Academy of Lifelong Learning


Jack Shaum


Wednesdays, March 22 – April 26 (six weeks)

4:15 – 5:15 pm



The steamboat era on the Chesapeake Bay was a colorful and important one that lasted from 1813 to 1962, with steamers crisscrossing the Bay on a daily basis, providing a vital link between rural communities and Baltimore. The Eastern Shore benefited considerably from this transportation system that carried both passengers and freight in the days before railroads, good roads, or the Bay Bridge. The steamers were also used by many Shore residents to go to Baltimore for such things as medical appointments, shopping for goods not generally available east of the Bay, visiting relatives, or taking in the theatre or other entertainment. Some steamboats also operated for many years to a number of popular resorts along the Chesapeake, including Tolchester and Betterton in Kent County. Session one looks at the origin of the steamboat and its early years on the Bay. Session two focuses on the many small steamers that traveled Bay tributaries to reach remote communities. Session three explores the history of steamboats on the Chester River, one of the earliest Bay steamer routes. Session four covers the big overnight steamers of the Old Bay Line and Chesapeake Line that linked Baltimore and Norfolk for 122 years. Session five is the remarkable story of Bay steamers never meant for the high seas that were taken for duty overseas in World War II. In session six, we will focus on the decline of the steamboat in the mid-20th century to be followed by a new era of small cruise ships that now operate on the Bay and other coastal waters.

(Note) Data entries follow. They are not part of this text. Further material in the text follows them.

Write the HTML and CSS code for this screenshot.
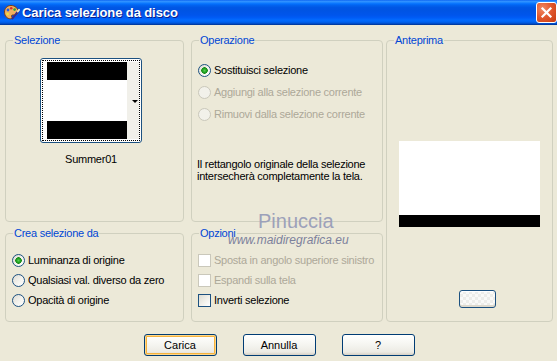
FILE: index.html
```html
<!DOCTYPE html>
<html lang="it">
<head>
<meta charset="utf-8">
<title>Carica selezione da disco</title>
<link rel="stylesheet" href="styles.css">
</head>
<body>
<div class="window">
  <div class="titlebar">
    <svg class="app-icon" width="17" height="17" viewBox="0 0 17 17">
      <path d="M8 1.5C4 1.5 1.5 4.3 1.5 8.2c0 3.8 2.6 6.6 6 6.6 1.6 0 1.8-1.1 1.2-2-.6-.9-.2-1.8 1-1.8h1.8c2.3 0 3.5-1.5 3.5-3.6C15 4.3 12 1.5 8 1.5z" fill="#F0B060" stroke="#7A3C12" stroke-width="1"/>
      <circle cx="5" cy="6" r="1.4" fill="#2A5BD8"/>
      <circle cx="8.2" cy="4.3" r="1.3" fill="#D8302A"/>
      <circle cx="11.6" cy="5.6" r="1.3" fill="#2FA43A"/>
      <circle cx="4.6" cy="10" r="1.3" fill="#F2E23A"/>
      <path d="M9.5 14.5l6-8" stroke="#3A2A8A" stroke-width="2" stroke-linecap="round"/>
      <path d="M14.8 7.4l1.2-1.6" stroke="#E8E0C0" stroke-width="2" stroke-linecap="round"/>
    </svg>
    <span class="title">Carica selezione da disco</span>
    <div class="close">
      <svg width="13" height="13" viewBox="0 0 13 13"><path d="M2.5 2.5l8 8M10.5 2.5l-8 8" stroke="#fff" stroke-width="2.2" stroke-linecap="square"/></svg>
    </div>
  </div>

  <div class="client">
    <div class="groups">
      <fieldset class="group g-sel">
        <legend>Selezione</legend>
        <div class="thumb-wrap">
          <div class="thumb">
            <div class="focus">
              <div class="pic">
                <div class="bar"></div>
                <div class="bar"></div>
              </div>
              <div class="strip"><span class="arrow"></span></div>
            </div>
          </div>
          <div class="thumb-name">Summer01</div>
        </div>
      </fieldset>

      <fieldset class="group g-op">
        <legend>Operazione</legend>
        <div class="opt-list op-list">
          <div class="row"><span class="radio on"></span><span>Sostituisci selezione</span></div>
          <div class="row disabled"><span class="radio"></span><span>Aggiungi alla selezione corrente</span></div>
          <div class="row disabled"><span class="radio"></span><span>Rimuovi dalla selezione corrente</span></div>
        </div>
        <p class="note">Il rettangolo originale della selezione<br>intersecherà completamente la tela.</p>
      </fieldset>

      <fieldset class="group g-prev">
        <legend>Anteprima</legend>
        <div class="preview"><div class="preview-bar"></div></div>
        <div class="mini-btn"></div>
      </fieldset>

      <fieldset class="group g-crea">
        <legend>Crea selezione da</legend>
        <div class="opt-list small-list">
          <div class="row"><span class="radio on"></span><span>Luminanza di origine</span></div>
          <div class="row"><span class="radio"></span><span>Qualsiasi val. diverso da zero</span></div>
          <div class="row"><span class="radio"></span><span>Opacità di origine</span></div>
        </div>
      </fieldset>

      <fieldset class="group g-opt">
        <legend>Opzioni</legend>
        <div class="opt-list small-list">
          <div class="row disabled"><span class="check"></span><span>Sposta in angolo superiore sinistro</span></div>
          <div class="row disabled"><span class="check"></span><span>Espandi sulla tela</span></div>
          <div class="row"><span class="check"></span><span>Inverti selezione</span></div>
        </div>
      </fieldset>
    </div>

    <div class="buttons">
      <div class="btn default">Carica</div>
      <div class="btn">Annulla</div>
      <div class="btn">?</div>
    </div>
  </div>

  <div class="watermark">
    <div class="wm-name">Pinuccia</div>
    <div class="wm-url">www.maidiregrafica.eu</div>
  </div>
</div>
</body>
</html>
```

FILE: styles.css
```css
html, body {
  margin: 0;
  padding: 0;
  background: #ECE9D8;
}

body {
  font-family: "Liberation Sans", Arial, sans-serif;
  font-size: 11px;
  letter-spacing: -0.25px;
  color: #000;
}

.window {
  position: relative;
  width: 557px;
  height: 361px;
  background: #ECE9D8;
  overflow: hidden;
}

/* Title bar */
.titlebar {
  height: 25px;
  display: flex;
  align-items: center;
  padding-left: 3px;
  background: linear-gradient(to bottom,
    #0058EE 0%, #3593FF 4%, #288EFF 8%, #127DFF 12%, #036FFC 16%,
    #0262EE 22%, #0057E5 30%, #0054E3 40%, #0055EB 60%, #005BF5 70%,
    #026AFE 80%, #0062EF 88%, #0052D6 93%, #0040AB 97%, #003092 100%);
}

.app-icon {
  flex: none;
}

.title {
  margin-left: 2px;
  color: #fff;
  font-weight: bold;
  font-size: 13px;
  letter-spacing: -0.1px;
  text-shadow: 1px 1px 0 #0A1E8C;
}

.close {
  margin-left: auto;
  width: 21px;
  height: 21px;
  box-sizing: border-box;
  border: 1px solid #fff;
  border-radius: 3px;
  background: radial-gradient(circle at 30% 30%, #F08A64 0%, #E25A30 45%, #C83A10 100%);
  display: flex;
  align-items: center;
  justify-content: center;
}

/* Client area */
.client {
  padding: 8px 0 0 5px;
}

.groups {
  display: grid;
  grid-template-columns: 186px 195px 167px;
  grid-template-rows: 189px 96px;
  row-gap: 4px;
}

fieldset.group {
  margin: 0;
  padding: 0;
  min-width: 0;
  box-sizing: border-box;
  border: 1px solid #D0D0BF;
  border-radius: 4px;
}

fieldset.group legend {
  margin-left: 7px;
  padding: 0 1px;
  color: #0046D5;
  font-size: 11px;
  line-height: 14px;
}

.g-sel, .g-crea { width: 179px; }
.g-op, .g-opt { width: 192px; }
.g-prev {
  width: 167px;
  grid-column: 3;
  grid-row: 1 / 3;
}
.g-sel { grid-column: 1; grid-row: 1; }
.g-op { grid-column: 2; grid-row: 1; }
.g-crea { grid-column: 1; grid-row: 2; }
.g-opt { grid-column: 2; grid-row: 2; }

/* Selection thumbnail */
.thumb-wrap {
  width: 102px;
  margin: 11px 0 0 34px;
}

.thumb {
  width: 102px;
  height: 85px;
  box-sizing: border-box;
  border: 1px solid #1C5180;
  border-radius: 3px;
  padding: 1px;
  background: #fff;
}

.focus {
  height: 100%;
  box-sizing: border-box;
  border: 1px dotted #000;
  padding: 1px 0 1px 4px;
  display: flex;
}

.pic {
  flex: 1;
  display: flex;
  flex-direction: column;
  justify-content: space-between;
  background: #fff;
}

.bar {
  height: 18px;
  background: #000;
}

.strip {
  width: 11px;
  background: #F1F0EA;
  display: flex;
  align-items: center;
  justify-content: flex-end;
  padding-right: 1px;
}

.arrow {
  width: 0;
  height: 0;
  border-left: 3px solid transparent;
  border-right: 3px solid transparent;
  border-top: 3px solid #000;
  margin-top: 2px;
}

.thumb-name {
  margin-top: 10px;
  line-height: 13px;
  text-align: center;
}

/* Option lists */
.opt-list {
  display: flex;
  flex-direction: column;
  padding-left: 6px;
}

.op-list { margin-top: 12px; }
.op-list .row { height: 22px; }

.small-list { margin-top: 10px; }
.small-list .row { height: 20px; }

.row {
  display: flex;
  align-items: center;
  gap: 3px;
  white-space: nowrap;
}

.row.disabled {
  color: #ACA899;
}

.radio {
  flex: none;
  width: 13px;
  height: 13px;
  box-sizing: border-box;
  border-radius: 50%;
  border: 1px solid #1C5180;
  background: linear-gradient(135deg, #DCDBD3 0%, #F4F3EE 55%, #FFFFFF 100%);
}

.radio.on {
  background:
    radial-gradient(circle at 50% 50%, #55D151 0, #21A121 2px, #1A8A1A 3px, transparent 3.5px),
    linear-gradient(135deg, #DCDBD3 0%, #F4F3EE 55%, #FFFFFF 100%);
}

.disabled .radio {
  border-color: #CAC8BB;
  background: #F2F1EA;
}

.check {
  flex: none;
  width: 13px;
  height: 13px;
  box-sizing: border-box;
  border: 1px solid #1C5180;
  background: linear-gradient(135deg, #DCDBD3 0%, #F2F1EB 55%, #FFFFFF 100%);
}

.disabled .check {
  border-color: #CAC8BB;
  background: #FFFFFF;
}

.note {
  margin: 33px 0 0 5px;
  line-height: 12px;
  white-space: nowrap;
}

/* Preview */
.preview {
  width: 141px;
  height: 86px;
  margin: 94px auto 0;
  background: #fff;
  display: flex;
  flex-direction: column;
  justify-content: flex-end;
}

.preview-bar {
  height: 12px;
  background: #000;
}

.mini-btn {
  width: 37px;
  height: 18px;
  box-sizing: border-box;
  margin: 63px 0 0 72px;
  border: 1px solid #1C5180;
  border-radius: 3px;
  background:
    repeating-conic-gradient(#EDEDEA 0 25%, #FAFAF8 0 50%) 0 0 / 6px 6px;
  box-shadow: inset 0 -2px 0 #DCD8CC, inset 0 1px 0 #fff;
}

/* Buttons */
.buttons {
  display: flex;
  justify-content: center;
  gap: 26px;
  margin-top: 12px;
  padding-right: 4px;
}

.btn {
  width: 73px;
  height: 22px;
  box-sizing: border-box;
  border: 1px solid #003C74;
  border-radius: 3px;
  background: linear-gradient(to bottom, #FFFFFF 0%, #F7F7F3 40%, #ECEBE4 85%, #D6D0C5 100%);
  display: flex;
  align-items: center;
  justify-content: center;
  letter-spacing: 0;
}

.btn.default {
  box-shadow: inset 0 0 0 1px #FFD78A, inset 0 0 0 2px #F5B33E;
}

/* Watermark overlay */
.watermark {
  position: absolute;
  left: 228px;
  top: 211px;
  pointer-events: none;
}

.wm-name {
  margin-left: 30px;
  font-size: 20px;
  line-height: 20px;
  letter-spacing: 0;
  color: #9CA1BA;
}

.wm-url {
  margin-top: 3px;
  font-size: 12px;
  line-height: 12px;
  font-style: italic;
  letter-spacing: 0;
  color: #7C819C;
}
```
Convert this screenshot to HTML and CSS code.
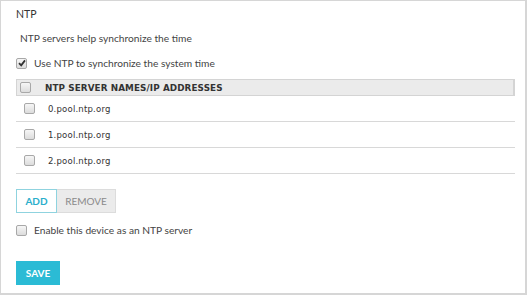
FILE: index.html
```html
<!DOCTYPE html>
<html lang="en">
<head>
  <meta charset="UTF-8">
  <title>NTP</title>
  <link rel="stylesheet" href="styles.css">
</head>
<body>
  <div class="panel">
    <div class="title">NTP</div>
    <p class="desc">NTP servers help synchronize the time</p>

    <label class="check-row">
      <span class="box checked">
        <svg width="8" height="8" viewBox="0 0 8 8"><path d="M1 4.2 L3.2 6.4 L7 1.4" fill="none" stroke="#333" stroke-width="1.8"/></svg>
      </span>
      Use NTP to synchronize the system time
    </label>

    <div class="server-table">
      <div class="thead">
        <span class="box"></span>
        <span class="th-label">NTP SERVER NAMES/IP ADDRESSES</span>
      </div>
      <div class="row"><span class="box"></span><span class="host">0.pool.ntp.org</span></div>
      <div class="row"><span class="box"></span><span class="host">1.pool.ntp.org</span></div>
      <div class="row"><span class="box"></span><span class="host">2.pool.ntp.org</span></div>
    </div>

    <div class="btn-group">
      <button class="btn-add">ADD</button>
      <button class="btn-remove">REMOVE</button>
    </div>

    <label class="check-row server-opt">
      <span class="box"></span>
      Enable this device as an NTP server
    </label>

    <button class="btn-save">SAVE</button>
  </div>
</body>
</html>
```

FILE: styles.css
```css
body {
  margin: 0;
  font-family: Lato, "Open Sans", sans-serif;
  color: #444;
}
.panel {
  width: 527px;
  height: 295px;
  box-sizing: border-box;
  border: 1px solid #d6d6d6;
  border-right-width: 2px;
  border-bottom-width: 2px;
  padding: 6px 0 0 15px;
  font-size: 10.2px;
}
.title {
  font-size: 10.5px;
  line-height: 14px;
  color: #333;
}
.desc {
  margin: 10px 0 0 4px;
  line-height: 14px;
}
.check-row {
  display: flex;
  align-items: center;
  gap: 7px;
  margin-top: 11px;
  line-height: 14px;
}
.box {
  display: inline-flex;
  align-items: center;
  justify-content: center;
  width: 9px;
  height: 9px;
  border: 1px solid #a8a8a8;
  border-radius: 2px;
  background: linear-gradient(#f6f6f6, #dcdcdc);
  flex: none;
}
.server-table {
  width: 499px;
  margin-top: 9px;
  font-family: "DejaVu Sans", Verdana, sans-serif;
  font-size: 8.5px;
  color: #333;
}
.thead {
  display: flex;
  align-items: center;
  height: 15px;
  background: #ebebeb;
  border: 1px solid #d4d4d4;
  border-right-width: 2px;
  padding-left: 3px;
}
.th-label {
  font-weight: bold;
  font-size: 8.8px;
  margin-left: 14px;
  letter-spacing: 0.1px;
}
.row {
  display: flex;
  align-items: center;
  height: 25px;
  border-bottom: 1px solid #d8d8d8;
  padding-left: 8px;
}
.host {
  margin-left: 13px;
  letter-spacing: 0.2px;
}
.btn-group {
  display: flex;
  margin-top: 15px;
}
.btn-group button {
  height: 24px;
  font-family: Lato, "Open Sans", sans-serif;
  font-size: 10px;
  padding: 0;
  cursor: pointer;
}
.btn-add {
  width: 41px;
  background: #fff;
  border: 1px solid #8fd3df;
  color: #2aaecb;
  font-weight: bold;
}
.btn-remove {
  width: 59px;
  background: #ebebeb;
  border: 1px solid #dcdcdc;
  border-left: none;
  color: #8a8a8a;
}
.server-opt {
  margin-top: 10px;
}
.btn-save {
  display: block;
  margin-top: 24px;
  width: 44px;
  height: 24px;
  border: none;
  background: #2bbbd5;
  color: #fff;
  font-family: Lato, "Open Sans", sans-serif;
  font-weight: bold;
  font-size: 10px;
  padding: 0;
}
```
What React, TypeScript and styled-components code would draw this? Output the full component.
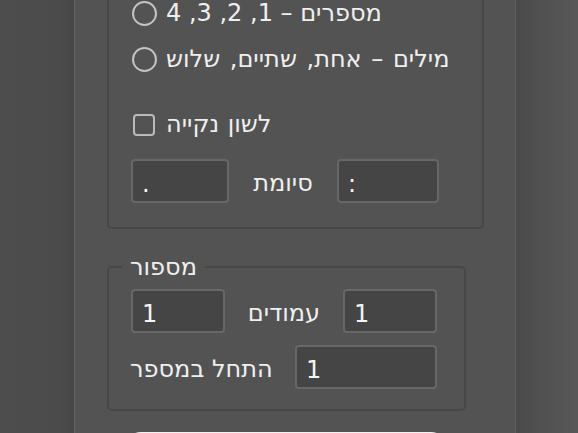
import styled, { createGlobalStyle } from "styled-components";

const GlobalStyle = createGlobalStyle`
  html, body {
    margin: 0;
    padding: 0;
    background: #4b4b4b;
    overflow: hidden;
  }
  body {
    font-family: "DejaVu Sans", "Liberation Sans", sans-serif;
  }
`;

type FieldProps = {
    value: string;
    width: number;
};

function Field({ value, width }: FieldProps): JSX.Element {
    return (
        <FieldBox $width={width}>
            <FieldText>{value}</FieldText>
        </FieldBox>
    );
}

export default function App(): JSX.Element {
    return (
        <Screen>
            <GlobalStyle />
            <LeftShade />
            <Panel>
                <StyleGroup>
                    <OptionRow>
                        <Radio />
                        <OptionText dir="rtl">מספרים – 1, 2, 3, 4</OptionText>
                    </OptionRow>
                    <OptionRow $gap={21}>
                        <Radio />
                        <OptionText dir="rtl" $spread={2}>מילים – אחת, שתיים, שלוש</OptionText>
                    </OptionRow>
                    <OptionRow $gap={40}>
                        <Checkbox />
                        <OptionText dir="rtl" $spread={1}>לשון נקייה</OptionText>
                    </OptionRow>
                    <FieldRow $gap={22} $width={308}>
                        <Field value="." width={98} />
                        <Label>סיומת</Label>
                        <Field value=":" width={102} />
                    </FieldRow>
                </StyleGroup>

                <NumberGroup>
                    <Legend>מספור</Legend>
                    <FieldRow $width={306}>
                        <Field value="1" width={94} />
                        <Label>עמודים</Label>
                        <Field value="1" width={94} />
                    </FieldRow>
                    <FieldRow $gap={12} $width={306}>
                        <Label $shift={-1}>התחל במספר</Label>
                        <Field value="1" width={142} />
                    </FieldRow>
                </NumberGroup>

                <OkButton />
            </Panel>
            <RightShade />
        </Screen>
    );
}

const Screen = styled.div`
  display: flex;
  width: 578px;
  height: 433px;
  overflow: hidden;
  color: #efefef;
  font-size: 24px;
`;

const LeftShade = styled.div`
  width: 74px;
  flex: none;
  background: linear-gradient(to right, #4d4d4d 0%, #4b4b4b 80%, #474747 100%);
`;

const RightShade = styled.div`
  flex: 1;
  background: linear-gradient(to right, #4a4a4a 0%, #515151 40%, #575757 100%);
`;

const Panel = styled.div`
  width: 442px;
  flex: none;
  display: flex;
  flex-direction: column;
  padding-left: 32px;
  box-sizing: border-box;
  background: #535353;
  border-left: 1px solid #626262;
  border-right: 1px solid #5e5e5e;
`;

const StyleGroup = styled.div`
  width: 377px;
  box-sizing: border-box;
  display: flex;
  flex-direction: column;
  padding: 1px 0 24px 22px;
  border: 2px solid #474747;
  border-top: 0;
  border-radius: 0 0 5px 5px;
`;

const OptionRow = styled.div<{ $gap?: number }>`
  display: flex;
  align-items: center;
  height: 25px;
  margin-top: ${(p) => p.$gap ?? 0}px;
`;

const Radio = styled.span`
  width: 25px;
  height: 25px;
  margin-left: 1px;
  box-sizing: border-box;
  border: 2px solid #c3c3c3;
  border-radius: 50%;
  flex: none;
`;

const Checkbox = styled.span`
  width: 22px;
  height: 22px;
  margin: 0 2px 0 2px;
  box-sizing: border-box;
  border: 2px solid #bcbcbc;
  border-radius: 4px;
  flex: none;
`;

const OptionText = styled.span<{ $spread?: number }>`
  margin-left: 9px;
  line-height: 25px;
  white-space: nowrap;
  word-spacing: ${(p) => p.$spread ?? 0}px;
`;

const FieldRow = styled.div<{ $gap?: number; $width: number }>`
  display: flex;
  align-items: center;
  justify-content: space-between;
  width: ${(p) => p.$width}px;
  margin-top: ${(p) => p.$gap ?? 0}px;
`;

const FieldBox = styled.div<{ $width: number }>`
  width: ${(p) => p.$width}px;
  height: 44px;
  box-sizing: border-box;
  display: flex;
  align-items: center;
  padding: 5px 0 0 9px;
  background: #454545;
  border: 2px solid #676767;
  border-radius: 4px;
`;

const FieldText = styled.span`
  color: #f4f4f4;
  line-height: 24px;
`;

const Label = styled.span<{ $shift?: number }>`
  margin-left: ${(p) => p.$shift ?? 0}px;
  padding-top: 4px;
  white-space: nowrap;
  line-height: 24px;
`;

const NumberGroup = styled.fieldset`
  width: 359px;
  box-sizing: border-box;
  margin: 26px 0 0 0;
  padding: 10px 26px 20px 22px;
  border: 2px solid #474747;
  border-radius: 5px;
  min-inline-size: 0;
`;

const Legend = styled.legend`
  margin-left: -9px;
  padding: 0 8px;
  line-height: 24px;
  font-size: 24px;
`;

const OkButton = styled.div`
  width: 322px;
  height: 32px;
  flex: none;
  margin: 21px 0 0 18px;
  background: #f2f2f2;
  border-radius: 16px;
`;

JACK SHAUM began his 50-year journalism career as a reporter with The News American and then became press aide to Maryland Congressman William O. Mills. That was followed by a nearly 30-year career as a news anchor and reporter for WBAL in Baltimore. He left there in 2002 and wrote for The Bay Times and Record Observer newspapers in Queen Anne’s County for 14 years until retiring in August 2016. Jack rode his first steamboat at the age of eight, which started a lifelong love of steam-powered vessels. He was a columnist and later the editor-in-chief of the quarterly journal of the Steamship Historical Society of America. For 20 years, Jack and his wife Martha traveled as lecturers on several East Coast cruise ships.